In the listing below, find every line with the string "this" and pull it out.

DATASET ROWS:
-----
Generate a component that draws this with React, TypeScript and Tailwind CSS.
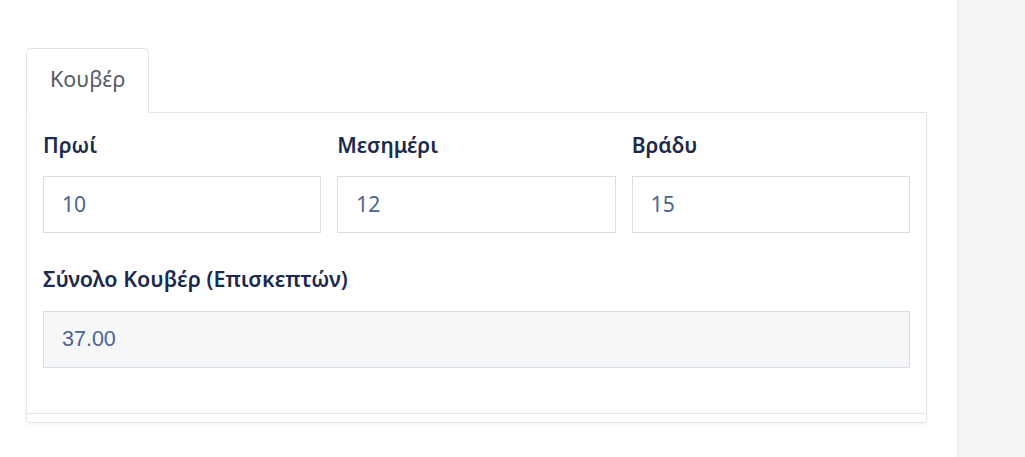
-----
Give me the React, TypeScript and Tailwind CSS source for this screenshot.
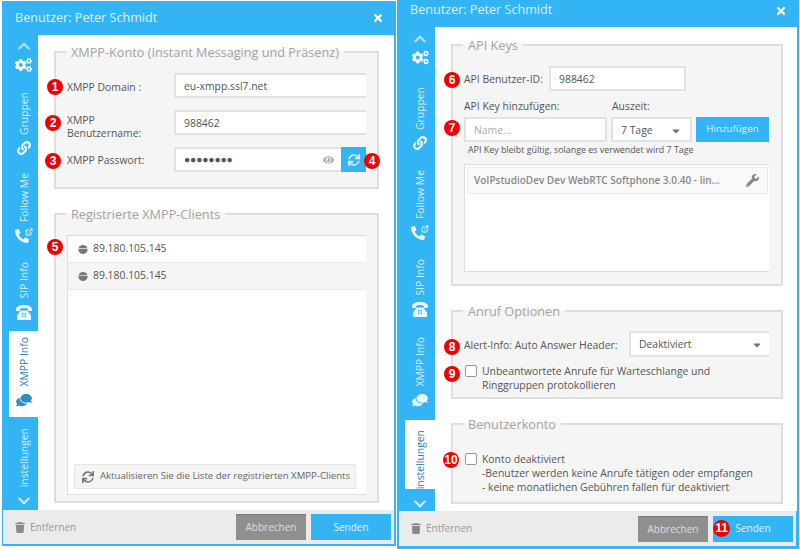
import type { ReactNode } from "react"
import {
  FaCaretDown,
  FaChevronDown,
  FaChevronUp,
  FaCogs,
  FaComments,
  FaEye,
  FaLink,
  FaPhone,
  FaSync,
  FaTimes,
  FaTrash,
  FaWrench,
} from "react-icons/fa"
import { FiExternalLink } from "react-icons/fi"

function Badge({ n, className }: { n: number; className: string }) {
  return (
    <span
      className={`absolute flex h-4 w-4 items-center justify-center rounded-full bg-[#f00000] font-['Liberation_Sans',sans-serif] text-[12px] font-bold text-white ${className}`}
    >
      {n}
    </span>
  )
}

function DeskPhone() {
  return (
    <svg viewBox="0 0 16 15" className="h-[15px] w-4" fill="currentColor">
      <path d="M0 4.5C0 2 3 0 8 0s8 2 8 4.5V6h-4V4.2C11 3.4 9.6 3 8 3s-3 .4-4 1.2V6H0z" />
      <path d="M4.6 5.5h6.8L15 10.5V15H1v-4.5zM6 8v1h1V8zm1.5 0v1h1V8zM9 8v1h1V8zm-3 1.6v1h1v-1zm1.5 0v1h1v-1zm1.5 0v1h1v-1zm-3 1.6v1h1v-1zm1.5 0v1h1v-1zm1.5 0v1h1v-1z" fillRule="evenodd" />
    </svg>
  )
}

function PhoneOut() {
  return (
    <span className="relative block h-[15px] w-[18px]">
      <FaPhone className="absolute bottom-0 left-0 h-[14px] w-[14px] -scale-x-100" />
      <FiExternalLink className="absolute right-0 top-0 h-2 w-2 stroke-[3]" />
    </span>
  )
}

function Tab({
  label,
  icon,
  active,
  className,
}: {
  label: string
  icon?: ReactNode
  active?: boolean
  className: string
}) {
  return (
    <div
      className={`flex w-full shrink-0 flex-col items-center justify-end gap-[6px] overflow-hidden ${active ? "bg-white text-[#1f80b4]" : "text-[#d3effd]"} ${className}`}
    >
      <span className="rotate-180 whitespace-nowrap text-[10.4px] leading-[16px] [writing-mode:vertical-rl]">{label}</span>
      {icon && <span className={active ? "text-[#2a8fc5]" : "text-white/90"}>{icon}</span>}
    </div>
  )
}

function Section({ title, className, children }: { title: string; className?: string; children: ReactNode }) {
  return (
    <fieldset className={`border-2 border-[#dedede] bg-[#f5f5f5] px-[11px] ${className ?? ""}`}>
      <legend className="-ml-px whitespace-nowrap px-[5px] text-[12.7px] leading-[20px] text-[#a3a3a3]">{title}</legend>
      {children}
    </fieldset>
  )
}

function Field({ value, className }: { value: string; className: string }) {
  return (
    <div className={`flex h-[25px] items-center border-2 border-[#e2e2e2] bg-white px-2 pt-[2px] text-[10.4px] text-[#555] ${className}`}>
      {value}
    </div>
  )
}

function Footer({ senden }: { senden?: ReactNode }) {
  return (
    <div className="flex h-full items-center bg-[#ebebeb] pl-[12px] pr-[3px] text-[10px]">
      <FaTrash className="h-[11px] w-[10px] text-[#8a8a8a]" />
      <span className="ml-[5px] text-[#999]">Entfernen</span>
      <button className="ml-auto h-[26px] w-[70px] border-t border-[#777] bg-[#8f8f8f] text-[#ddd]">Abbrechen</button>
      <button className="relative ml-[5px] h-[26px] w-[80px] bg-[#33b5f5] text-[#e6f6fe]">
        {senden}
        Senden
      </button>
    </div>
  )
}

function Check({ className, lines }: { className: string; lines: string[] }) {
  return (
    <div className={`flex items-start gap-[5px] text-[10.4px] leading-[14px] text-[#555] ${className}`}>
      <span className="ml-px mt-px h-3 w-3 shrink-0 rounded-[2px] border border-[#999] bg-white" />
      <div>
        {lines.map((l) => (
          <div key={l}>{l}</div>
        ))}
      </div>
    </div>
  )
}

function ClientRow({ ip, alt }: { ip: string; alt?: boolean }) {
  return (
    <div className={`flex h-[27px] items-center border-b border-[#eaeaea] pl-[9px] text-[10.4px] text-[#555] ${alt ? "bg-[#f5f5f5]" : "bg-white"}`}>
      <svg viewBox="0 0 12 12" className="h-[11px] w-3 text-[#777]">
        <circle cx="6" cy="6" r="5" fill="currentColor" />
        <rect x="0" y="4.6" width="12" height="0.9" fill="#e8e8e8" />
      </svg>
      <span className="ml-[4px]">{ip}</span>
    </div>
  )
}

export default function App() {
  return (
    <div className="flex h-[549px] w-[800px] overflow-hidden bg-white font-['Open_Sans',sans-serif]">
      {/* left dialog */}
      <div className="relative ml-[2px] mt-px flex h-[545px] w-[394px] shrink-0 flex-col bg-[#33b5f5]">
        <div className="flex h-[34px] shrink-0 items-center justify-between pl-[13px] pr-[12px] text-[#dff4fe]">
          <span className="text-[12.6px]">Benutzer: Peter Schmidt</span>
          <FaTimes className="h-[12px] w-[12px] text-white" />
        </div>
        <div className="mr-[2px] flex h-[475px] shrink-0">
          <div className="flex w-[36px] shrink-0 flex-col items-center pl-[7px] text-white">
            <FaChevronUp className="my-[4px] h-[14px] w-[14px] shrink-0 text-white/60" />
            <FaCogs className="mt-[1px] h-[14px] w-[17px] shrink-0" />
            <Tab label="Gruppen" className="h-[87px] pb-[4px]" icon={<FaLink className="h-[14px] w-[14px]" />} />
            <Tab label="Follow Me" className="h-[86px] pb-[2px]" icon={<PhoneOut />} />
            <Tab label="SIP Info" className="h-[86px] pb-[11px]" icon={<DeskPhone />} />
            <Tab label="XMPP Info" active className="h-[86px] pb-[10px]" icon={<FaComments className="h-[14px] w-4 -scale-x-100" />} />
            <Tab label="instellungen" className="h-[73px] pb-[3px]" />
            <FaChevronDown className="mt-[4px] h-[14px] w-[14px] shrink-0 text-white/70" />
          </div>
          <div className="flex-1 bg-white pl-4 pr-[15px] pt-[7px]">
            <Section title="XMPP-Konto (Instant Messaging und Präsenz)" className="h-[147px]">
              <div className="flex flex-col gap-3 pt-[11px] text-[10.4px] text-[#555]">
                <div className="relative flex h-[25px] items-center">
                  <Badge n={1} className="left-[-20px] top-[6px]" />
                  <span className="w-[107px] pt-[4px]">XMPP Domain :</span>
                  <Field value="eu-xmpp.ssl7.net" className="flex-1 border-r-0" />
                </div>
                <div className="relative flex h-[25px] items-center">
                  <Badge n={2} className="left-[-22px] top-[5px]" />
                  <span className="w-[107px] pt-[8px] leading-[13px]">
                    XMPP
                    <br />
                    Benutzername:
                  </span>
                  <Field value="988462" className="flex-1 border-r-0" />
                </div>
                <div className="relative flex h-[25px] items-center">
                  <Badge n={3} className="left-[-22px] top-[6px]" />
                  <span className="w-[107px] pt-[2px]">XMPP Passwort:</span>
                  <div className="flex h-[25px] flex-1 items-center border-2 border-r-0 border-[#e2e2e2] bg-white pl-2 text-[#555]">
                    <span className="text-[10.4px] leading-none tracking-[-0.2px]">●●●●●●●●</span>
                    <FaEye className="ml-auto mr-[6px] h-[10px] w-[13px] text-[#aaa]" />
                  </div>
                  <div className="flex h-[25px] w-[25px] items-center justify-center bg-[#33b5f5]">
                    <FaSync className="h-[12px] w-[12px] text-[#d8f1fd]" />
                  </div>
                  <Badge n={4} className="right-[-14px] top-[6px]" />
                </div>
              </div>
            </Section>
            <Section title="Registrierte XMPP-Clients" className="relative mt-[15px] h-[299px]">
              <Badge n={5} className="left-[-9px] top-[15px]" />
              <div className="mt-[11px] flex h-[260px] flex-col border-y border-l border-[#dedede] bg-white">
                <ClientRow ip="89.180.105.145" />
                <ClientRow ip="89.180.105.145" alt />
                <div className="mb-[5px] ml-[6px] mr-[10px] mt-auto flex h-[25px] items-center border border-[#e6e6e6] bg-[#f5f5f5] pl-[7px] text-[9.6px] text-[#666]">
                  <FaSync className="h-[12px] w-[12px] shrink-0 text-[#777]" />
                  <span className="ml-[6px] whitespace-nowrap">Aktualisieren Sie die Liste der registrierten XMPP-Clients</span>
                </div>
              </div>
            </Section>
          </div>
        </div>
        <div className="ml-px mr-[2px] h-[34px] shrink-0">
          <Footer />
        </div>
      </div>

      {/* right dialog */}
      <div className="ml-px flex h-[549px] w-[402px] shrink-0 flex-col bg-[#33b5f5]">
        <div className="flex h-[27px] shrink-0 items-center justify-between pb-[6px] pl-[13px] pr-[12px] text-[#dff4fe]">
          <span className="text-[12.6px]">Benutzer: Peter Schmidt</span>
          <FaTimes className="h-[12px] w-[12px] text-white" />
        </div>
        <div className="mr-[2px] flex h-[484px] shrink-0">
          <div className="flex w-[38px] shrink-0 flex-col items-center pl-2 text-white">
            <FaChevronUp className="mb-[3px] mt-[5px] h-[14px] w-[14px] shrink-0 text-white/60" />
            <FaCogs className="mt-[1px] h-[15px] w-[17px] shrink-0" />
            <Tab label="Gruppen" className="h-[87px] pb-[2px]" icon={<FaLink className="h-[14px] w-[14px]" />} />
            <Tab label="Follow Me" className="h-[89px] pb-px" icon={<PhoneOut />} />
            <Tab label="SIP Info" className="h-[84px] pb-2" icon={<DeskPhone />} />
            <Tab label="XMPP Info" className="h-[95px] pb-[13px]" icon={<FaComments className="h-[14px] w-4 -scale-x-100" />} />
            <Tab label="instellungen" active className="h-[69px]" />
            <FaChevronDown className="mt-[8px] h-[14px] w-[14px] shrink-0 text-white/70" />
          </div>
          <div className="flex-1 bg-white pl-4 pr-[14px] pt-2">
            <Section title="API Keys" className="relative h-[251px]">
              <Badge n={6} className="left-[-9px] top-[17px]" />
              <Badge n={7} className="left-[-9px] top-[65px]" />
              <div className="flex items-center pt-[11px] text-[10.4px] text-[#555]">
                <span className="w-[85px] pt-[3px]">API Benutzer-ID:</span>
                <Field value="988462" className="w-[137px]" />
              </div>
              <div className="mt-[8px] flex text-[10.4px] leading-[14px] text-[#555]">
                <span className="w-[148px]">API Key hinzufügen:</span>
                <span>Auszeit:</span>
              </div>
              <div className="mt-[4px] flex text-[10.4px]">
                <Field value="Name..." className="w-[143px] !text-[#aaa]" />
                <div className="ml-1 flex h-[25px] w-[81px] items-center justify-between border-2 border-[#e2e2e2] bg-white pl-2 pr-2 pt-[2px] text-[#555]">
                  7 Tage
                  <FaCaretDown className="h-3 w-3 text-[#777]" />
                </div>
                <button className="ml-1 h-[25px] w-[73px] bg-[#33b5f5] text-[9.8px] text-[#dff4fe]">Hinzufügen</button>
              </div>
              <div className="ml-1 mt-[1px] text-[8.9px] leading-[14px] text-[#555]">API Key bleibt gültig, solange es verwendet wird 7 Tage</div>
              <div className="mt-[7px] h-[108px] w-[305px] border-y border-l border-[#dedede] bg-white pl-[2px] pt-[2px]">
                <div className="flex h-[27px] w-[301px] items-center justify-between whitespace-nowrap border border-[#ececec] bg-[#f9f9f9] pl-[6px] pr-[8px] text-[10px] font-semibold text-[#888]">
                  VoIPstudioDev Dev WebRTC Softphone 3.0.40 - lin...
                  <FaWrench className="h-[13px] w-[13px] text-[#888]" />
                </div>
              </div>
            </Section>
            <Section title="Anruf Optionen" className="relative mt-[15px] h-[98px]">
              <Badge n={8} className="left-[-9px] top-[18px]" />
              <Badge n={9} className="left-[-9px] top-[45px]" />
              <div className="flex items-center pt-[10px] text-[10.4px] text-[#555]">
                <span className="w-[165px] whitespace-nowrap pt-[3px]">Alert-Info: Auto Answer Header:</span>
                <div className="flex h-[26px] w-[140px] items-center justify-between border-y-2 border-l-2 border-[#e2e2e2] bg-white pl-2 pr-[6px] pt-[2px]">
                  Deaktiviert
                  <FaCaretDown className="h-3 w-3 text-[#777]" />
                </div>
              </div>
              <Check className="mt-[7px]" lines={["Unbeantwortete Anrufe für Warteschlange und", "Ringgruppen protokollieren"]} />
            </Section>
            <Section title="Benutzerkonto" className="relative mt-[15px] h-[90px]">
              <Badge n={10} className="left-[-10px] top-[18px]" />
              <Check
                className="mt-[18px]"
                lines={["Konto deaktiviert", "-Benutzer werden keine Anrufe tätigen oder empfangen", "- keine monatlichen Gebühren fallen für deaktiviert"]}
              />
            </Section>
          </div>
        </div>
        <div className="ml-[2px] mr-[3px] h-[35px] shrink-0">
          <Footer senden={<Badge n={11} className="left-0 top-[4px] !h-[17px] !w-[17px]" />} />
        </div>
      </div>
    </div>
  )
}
-----
ANSWER TO THE TASK:
Generate a component that draws this with React, TypeScript and Tailwind CSS.
Give me the React, TypeScript and Tailwind CSS source for this screenshot.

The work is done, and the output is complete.